- Nigeria participated in 40 peacekeeping missions, deployed over 100,000 troops
Nigeria has deployed a total of 205 troops of the Nigerian Army to The Gambia on a peacekeeping mission.
Speaking at the pre-deployment graduation ceremony of the Nigerian Company 7 to the ECOWAS mission at the Martin Luther Agwai International Leadership and Peacekeeping Centre, Jaji, Kaduna State on Friday, Chief of Operations (Army), Major-General Olufemi Akinjobi, assured of Nigeria’s commitment to deploying quality peacekeepers as part of efforts to ensure global peace and security.
He noted that Nigeria had successfully participated in 40 peacekeeping missions and deployed over 100,000 peacekeepers since 1960.
The ECOWAS military intervention in the Gambia or the ECOWAS Mission in The Gambia (ECOMIG), code-named Operation Restore Democracy was launched in January 19, 2017 by several West African countries to resolve a constitutional crisis caused by a disputed presidential election. In June 2017, the term of the ECOWAS military mission was extended by a year and has been renewed since then.

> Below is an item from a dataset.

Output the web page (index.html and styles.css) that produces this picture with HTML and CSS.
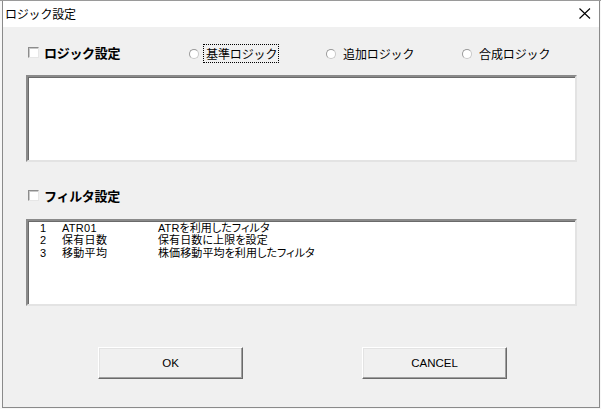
FILE: index.html
```html
<!DOCTYPE html>
<html lang="ja">
<head>
<meta charset="utf-8">
<title>ロジック設定</title>
<link rel="stylesheet" href="styles.css">
</head>
<body>
<div class="dialog">
  <div class="titlebar">
    <span class="title">ロジック設定</span>
    <svg class="close" width="12" height="11" viewBox="0 0 12 11" aria-hidden="true">
      <path d="M0.5 0.5 L11 10.5 M11 0.5 L0.5 10.5" stroke="#000" stroke-width="1.1" fill="none"/>
    </svg>
  </div>
  <div class="content">
    <div class="row row-logic">
      <label class="check"><span class="box"></span><span class="check-text">ロジック設定</span></label>
      <label class="radio"><span class="dot"></span><span class="radio-text focus">基準ロジック</span></label>
      <label class="radio"><span class="dot"></span><span class="radio-text">追加ロジック</span></label>
      <label class="radio"><span class="dot"></span><span class="radio-text">合成ロジック</span></label>
    </div>
    <div class="field field-logic"></div>
    <div class="row row-filter">
      <label class="check"><span class="box"></span><span class="check-text">フィルタ設定</span></label>
    </div>
    <div class="field field-list">
      <div class="item"><span class="num">1</span><span class="name">ATR01</span><span class="desc">ATRを利用したフィルタ</span></div>
      <div class="item"><span class="num">2</span><span class="name">保有日数</span><span class="desc">保有日数に上限を設定</span></div>
      <div class="item"><span class="num">3</span><span class="name">移動平均</span><span class="desc">株価移動平均を利用したフィルタ</span></div>
    </div>
    <div class="buttons">
      <button class="btn btn-ok">OK</button>
      <button class="btn btn-cancel">CANCEL</button>
    </div>
  </div>
</div>
</body>
</html>
```
FILE: styles.css
```css
html {
  background: #ffffff;
}
body {
  margin: 0;
  width: 601px;
  height: 409px;
  overflow: hidden;
  background: #f7f7f7;
  border-top: 1px solid #9a9a9a;
  box-sizing: border-box;
  font-family: "Noto Sans CJK JP", "Noto Sans", sans-serif;
  color: #000;
}
.dialog {
  margin-left: 2px;
  width: 598px;
  height: 407px;
  box-sizing: border-box;
  border: 1px solid #8a8a8a;
  border-top: none;
  background: #f0f0f0;
  display: flex;
  flex-direction: column;
}
.titlebar {
  height: 26px;
  background: #ffffff;
  display: flex;
  align-items: center;
  justify-content: space-between;
  padding: 0 8px 0 2px;
  flex-shrink: 0;
}
.title {
  font-size: 12px;
  line-height: 14px;
  letter-spacing: -0.2px;
  margin-top: -1px;
}
.close {
  display: block;
  margin-top: -1px;
}
.content {
  padding: 16px 0 0 23px;
  display: flex;
  flex-direction: column;
}
.row {
  height: 20px;
  display: flex;
  align-items: center;
}
.row-logic {
  display: grid;
  grid-template-columns: 162px 137px 136px auto;
  align-items: center;
}
.check {
  display: flex;
  align-items: center;
  margin-left: 2px;
}
.box {
  width: 9px;
  height: 9px;
  background: #ffffff;
  border: 1px solid;
  border-color: #8c8c8c #e6e6e6 #e6e6e6 #8c8c8c;
  box-shadow: inset 1px 1px 0 #c8c8c8;
  margin-top: -2px;
}
.check-text {
  font-size: 13px;
  font-weight: bold;
  line-height: 16px;
  margin-left: 5px;
  letter-spacing: -0.3px;
}
.radio {
  display: flex;
  align-items: center;
}
.dot {
  width: 8px;
  height: 8px;
  border-radius: 50%;
  background: #ffffff;
  border: 1px solid #c8c8c8;
  border-top-color: #999999;
  border-left-color: #999999;
  margin-left: 1px;
  margin-top: 1px;
}
.radio-text {
  font-size: 12px;
  line-height: 15px;
  margin-left: 4px;
  padding: 1px 1px 1px 2px;
  border: 1px dotted transparent;
  letter-spacing: -0.1px;
}
.radio-text.focus {
  border-color: #000;
}
.field {
  width: 551px;
  height: 87px;
  box-sizing: border-box;
  background: #ffffff;
  border: 2px solid;
  border-color: #8a8a8a #e3e3e3 #e3e3e3 #8a8a8a;
  box-shadow: inset 1px 1px 0 #6a6a6a;
}
.field-logic {
  margin-top: 12px;
}
.row-filter {
  margin-top: 24px;
}
.field-list {
  margin-top: 13px;
  padding: 1px 0 0 12px;
}
.item {
  display: grid;
  grid-template-columns: 22px 96px auto;
  font-family: "Liberation Sans", "Noto Sans CJK JP", sans-serif;
  font-size: 11px;
  line-height: 12.3px;
  height: 12.3px;
  white-space: nowrap;
  font-feature-settings: "palt";
}
.name {
  letter-spacing: 0.3px;
}
.desc {
  letter-spacing: 0.1px;
}
.buttons {
  display: flex;
  margin-top: 41px;
  margin-left: 72px;
  gap: 119px;
}
.btn {
  width: 145px;
  height: 32px;
  box-sizing: border-box;
  background: #f0f0f0;
  border: 1px solid;
  border-color: #ffffff #6a6a6a #6a6a6a #ffffff;
  box-shadow: inset -1px -1px 0 #a0a0a0, inset 1px 1px 0 #e3e3e3;
  font-family: "Liberation Sans", "Noto Sans", sans-serif;
  font-size: 11.5px;
  color: #000;
  padding: 0;
  line-height: 14px;
}
```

The intervention force was composed of Senegalese, Ghanaian, Malian, Togolese and Nigerian forces. Nigeria provided aircraft and naval assets.
Despite the lack of endorsement of military action by the United Nations Security Council (UNSC), the Senegalese Armed Forces entered the Gambia along with elements of the Ghanaian Armed Forces with air and sea support from the Nigerian Air Force and Nigerian Navy, which placed Gambia under a naval blockade.